Ciertamente, resulta poco verosímil la narración según la cual un político, en plena campaña electoral, obliga a un empresario a guardarle cantidades millonarias de dinero en efectivo con amenazas de "darle cuello". Por desgracia, no son más creíbles las escandalosas inexactitudes en las cuentas del dinero y las contradicciones en las que han incurrido las autoridades: primero el titular de la PGR aseguró que los fondos incautados serían distribuido a diversas instituciones públicas y posteriormente descartó la posibilidad de compartir algún porcentaje con el gobierno de Estados Unidos; Felipe Calderón dijo en abril que un tercio de los dólares incautados serían destinados al combate contra las adicciones. Ahora la sociedad se entera de que el dinero fue a parar a la Reserva Federal estadunidense, y se pretende que crea una explicación tan pueril como la del titular del Servicio de Administración y Enajenación de Bienes, Luis Miguel Alvarez Alonso: la montaña de billetes fue enviada al país vecino porque una disposición mexicana prohíbe a las instituciones bancarias recibir depósitos en efectivo superiores a 15 mil dólares. Tal norma podrá ser válida para particulares, pero si fuera absoluta, las casas de cambio, las entidades bancarias y el propio Banco de México -entre otros- estarían, lisa y llanamente, imposibilitados para operar. La decisión de mandar el dinero al país vecino denota, en cambio, una exasperante sumisión gubernamental a Washington que llega hasta el desaseo legal.

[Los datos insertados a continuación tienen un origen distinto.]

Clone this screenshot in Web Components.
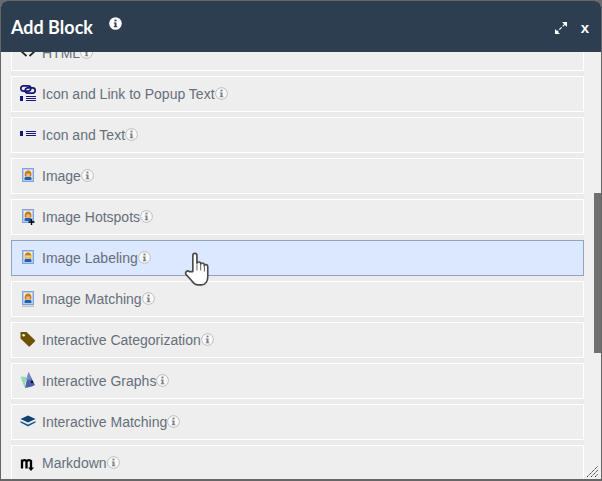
<!DOCTYPE html>
<html lang="en">
<head>
<meta charset="utf-8">
<title>Add Block</title>
<style>
html,body{margin:0;padding:0;background:#6b6b6b;}
body{width:602px;height:481px;overflow:hidden;}
</style>
</head>
<body>
<add-block-dialog>
  <span slot="title">Add Block</span>
  <block-row icon="code">HTML</block-row>
  <block-row icon="linktext">Icon and Link to Popup Text</block-row>
  <block-row icon="icontext">Icon and Text</block-row>
  <block-row icon="image">Image</block-row>
  <block-row icon="hotspots">Image Hotspots</block-row>
  <block-row icon="labeling" active>Image Labeling</block-row>
  <block-row icon="matching">Image Matching</block-row>
  <block-row icon="tag">Interactive Categorization</block-row>
  <block-row icon="graphs">Interactive Graphs</block-row>
  <block-row icon="layers">Interactive Matching</block-row>
  <block-row icon="markdown">Markdown</block-row>
</add-block-dialog>
<script>
const portrait = (extra) => `
  <rect x="3.500" y="1.500" width="11" height="13" fill="#b4cdf0" stroke="#7ea3dc"/>
  <rect x="5" y="3" width="8" height="10" fill="#f4ecd0"/>
  <path d="M5.500 13v-2.500q3.500-2 7 0V13z" fill="#1f5fb5"/>
  <path d="M5.800 9.500C5 4 8 3.600 9.300 3.600c2.700 0 3.600 2.400 2.900 5.900z" fill="#c47c22"/>
  <path d="M7.400 6.500h3.400v3.300H7.400z" fill="#ecbb8c"/>${extra}`;
const ICONS = {
  code: `<path d="M7.500 2 2 7l5.500 5M10.500 2 16 7l-5.500 5" fill="none" stroke="#222" stroke-width="1.700"/>`,
  linktext: `<g fill="none" stroke="#14147a" stroke-width="1.700"><rect x="1.800" y="0.900" width="10" height="5.200" rx="2.600"/><rect x="6.200" y="2.900" width="10" height="5.200" rx="2.600"/></g>
    <rect x="1" y="11" width="3" height="5" fill="#14147a"/><path d="M7 11.500h10M7 13.500h10M7 15.500h10" stroke="#14147a" stroke-width="1"/>`,
  icontext: `<rect x="1" y="5" width="3" height="5" fill="#14147a"/><path d="M7 5.500h10M7 7.500h10M7 9.500h10" stroke="#14147a" stroke-width="1"/>`,
  image: portrait(''),
  hotspots: portrait(`<path d="M12.500 11v6M9.500 14h6" stroke="#000" stroke-width="1.400"/>`),
  labeling: portrait(`<rect x="5" y="6.500" width="8" height="2" fill="#e9d27a"/>`),
  matching: portrait(`<rect x="3" y="15.500" width="12" height="1.500" fill="#c4c4c4"/>`),
  tag: `<path d="M1.500 1h6l8.300 8a1 1 0 0 1 0 1.500l-4.800 4.800a1 1 0 0 1-1.500 0L1.500 7.500z" fill="#6d5200"/><circle cx="4.600" cy="4.200" r="1.300" fill="#eee"/>`,
  graphs: `<path d="M1.500 4.500 7.500 5l-2 10.500z" fill="#8fdcae"/><path d="M9.500 0 16 13l-3 1.500-7 1.500z" fill="#4c5fa8"/><path d="M9.500 0 12.500 7.500l-5.500.5z" fill="#7a8ad0"/><circle cx="13" cy="10" r="1.200" fill="#111"/>`,
  layers: `<path d="M9 2.500 16.500 6 9 9.500 1.500 6z" fill="#12406f"/><path d="M1.500 8 9 11.500 16.500 8v1.500L9 13.500 1.500 9.500z" fill="#1a5a96"/>`,
  markdown: `<path d="M3 14.500V5.500M3 7.500Q5 5 7.500 7v7.500M7.500 7.500Q9.500 5 12 7v7" fill="none" stroke="#000" stroke-width="2.300"/><path d="M9 13.500h6L12 17z" fill="#000"/>`
};

class BlockIcon extends HTMLElement {
  connectedCallback() {
    const r = this.shadowRoot || this.attachShadow({ mode: 'open' });
    r.innerHTML = `<style>:host{display:block;width:18px;height:18px;flex:none}svg{display:block}</style>
      <svg width="18" height="18" viewBox="0 0 18 18" aria-hidden="true">${ICONS[this.getAttribute('name')] || ''}</svg>`;
  }
}
customElements.define('block-icon', BlockIcon);

class InfoMark extends HTMLElement {
  connectedCallback() {
    const r = this.shadowRoot || this.attachShadow({ mode: 'open' });
    const light = this.hasAttribute('light');
    r.innerHTML = `<style>:host{display:block;width:13px;height:13px;flex:none}svg{display:block}</style>
      <svg width="13" height="13" viewBox="0 0 13 13" aria-hidden="true">
        <circle cx="6.500" cy="6.500" r="${light ? 6.3 : 5.9}" fill="${light ? '#fff' : '#f8f8f8'}" ${light ? '' : 'stroke="#bdbdbd" stroke-width="1"'}/>
        <g fill="${light ? '#2c3e50' : '#808080'}">
          <rect x="5.500" y="2.600" width="2" height="1.800"/>
          <path d="M4.800 5.400H7.500V9.200H8.300V10.300H4.800V9.200H5.600V6.400H4.800z"/>
        </g>
      </svg>`;
  }
}
customElements.define('info-mark', InfoMark);

class BlockRow extends HTMLElement {
  connectedCallback() {
    const r = this.shadowRoot || this.attachShadow({ mode: 'open' });
    r.innerHTML = `<style>
      :host{display:flex;align-items:center;box-sizing:border-box;height:36px;flex:none;
        padding-left:7px;background:#eeeeee;border:1px solid #fff;
        font:14px/16px "Liberation Sans",Arial,sans-serif;color:#666e7b;cursor:pointer}
      :host([active]){background:#dbe8ff;border-color:#8aa5c8}
      .label{margin-left:5px}
      info-mark{position:relative;top:-1px}
    </style><block-icon name="${this.getAttribute('icon')}"></block-icon><span class="label"><slot></slot></span><info-mark></info-mark>`;
  }
}
customElements.define('block-row', BlockRow);

const dlgTpl = document.createElement('template');
dlgTpl.innerHTML = `<style>
  :host{display:flex;flex-direction:column;position:relative;box-sizing:border-box;width:602px;height:481px;
    overflow:hidden;border-radius:7px 7px 0 0;border:solid #666;border-width:1px 1px 2px 1px;background:#ececec}
  header{display:flex;align-items:center;flex:none;height:51px;background:#2c3e50;color:#fff;padding:0 12px 0 10px;
    font:700 18px/24px Lato,"Liberation Sans",sans-serif;position:relative;z-index:1}
  header info-mark{margin:-7px 0 0 16px}
  .spacer{flex:1}
  .expand{display:block;margin-right:13px;margin-top:2px}
  .close{font:700 15px/18px "Liberation Sans",Arial,sans-serif;margin-top:2px}
  .body{flex:1;min-height:0;overflow:hidden;padding-right:9px;background:#f0f0f0}
  .list{display:flex;flex-direction:column;gap:5px;margin:-17px 0 0 10px;background:#ebebeb;width:573px}
  .thumb{position:absolute;right:0;top:192px;width:7px;height:160px;background:#707070}
  .grip{position:absolute;right:2px;bottom:1px;display:block}
  .hand{position:absolute;left:182px;top:250px;display:block;z-index:2}
</style>
<header><slot name="title"></slot><info-mark light></info-mark><span class="spacer"></span>
  <svg class="expand" width="14" height="14" viewBox="0 0 14 14" aria-hidden="true">
    <path d="M2 12 12 2" stroke="#fff" stroke-width="1.200" stroke-dasharray="3.200 1.500" fill="none"/>
    <path d="M8 1h5v5zM1 8v5h5z" fill="#fff"/>
  </svg>
  <span class="close">x</span></header>
<div class="body"><div class="list"><slot></slot></div></div>
<div class="thumb"></div>
<svg class="grip" width="13" height="13" viewBox="0 0 13 13" aria-hidden="true">
  <path d="M1 12 12 1M5 12l7-7M9 12l3-3" stroke="#333" stroke-width="1" stroke-dasharray="1.500 .7" fill="none"/>
</svg>
<svg class="hand" width="31" height="36" viewBox="0 0 30 35" aria-hidden="true">
  <path d="M9.500 20V4.500c0-3 4-3 4 0V12c0-1.800 3.600-1.800 3.600 0v1c0-1.800 3.500-1.800 3.500.2v1.200c0-1.800 3.400-1.500 3.400.6V25c0 4-2 8-6 8h-3.500c-3 0-4.500-1.500-6.500-4.500L3 23c-1.600-2.500 1-4.500 3-3z"
    fill="#fff" stroke="#4a4a4a" stroke-width="1.600" stroke-linejoin="round"/>
  <path d="M13.500 13v6M17.100 13v6M20.700 14v6" stroke="#666" stroke-width="1"/>
</svg>`;
class AddBlockDialog extends HTMLElement {
  connectedCallback() {
    const r = this.shadowRoot || this.attachShadow({ mode: 'open' });
    r.replaceChildren(dlgTpl.content.cloneNode(true));
  }
}
customElements.define('add-block-dialog', AddBlockDialog);
</script>
</body>
</html>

Verdadera o falsa, dicha o no dicha, la versión de Zhenli resulta inevitablemente estruendosa porque toca un problema nacional mayúsculo: la putrefacción y la turbiedad que imperan en el financiamiento de los partidos políticos en nuestro país. Desde la reforma política zedillista, los institutos políticos gozan de presupuestos públicos desmesurados para pagar sus tareas de proselitismo y propaganda. Pero, a lo que puede verse, no les ha bastado: las elecciones de 2000 fueron empañadas por los escándalos de los Amigos de Fox y el Pemexgate. Ya con Vicente Fox en la Presidencia, ambos partidos intercambiaron certificados de impunidad y las investigaciones en torno a ambos casos se volvieron encubrimiento. El flujo de los dineros de Ahumada puso en evidencia que el Partido de la Revolución Democrática no ha sido ajeno a formas ilícitas o ilegítimas de allegarse fondos electorales, por más que en este caso sí hubo procuración de justicia y castigo de los responsables. Por lo que hace a los partidos pequeños, la falta de controles legales suele derivar en la conformación de negocios particulares disfrazados de organizaciones partidarias cuya utilidad principal es enriquecer a sus dirigentes.

Más aún: en vísperas de los comicios presidenciales del año pasado, los dueños del capital destinaron grandes sumas de dinero a campañas propagandísticas que buscaban desacreditar al aspirante de la coalición Por el Bien de Todos, Andrés Manuel López Obrador, y también, implícitamente, favorecer al candidato oficial. Tal acción, violatoria de la legislación electoral, no fue sancionada. El precedente de esa irregularidad mayúscula, que en un régimen verdaderamente democrático habría debido ser causa de escándalo y de pesquisa judicial, otorga a la versión atribuida al empresario prófugo cierto margen de credibilidad.

En suma, no es sorprendente que una acusación como la que se le atribuye a Zhenli tenga un impacto mediático asegurado porque, por disparatada que parezca, la opinión pública sabe que no hay delito ni corruptela imposibles en ese ámbito; ningún acto ilícito o de corrupción parece increíble cuando ocurre en las sentinas de las finanzas partidistas.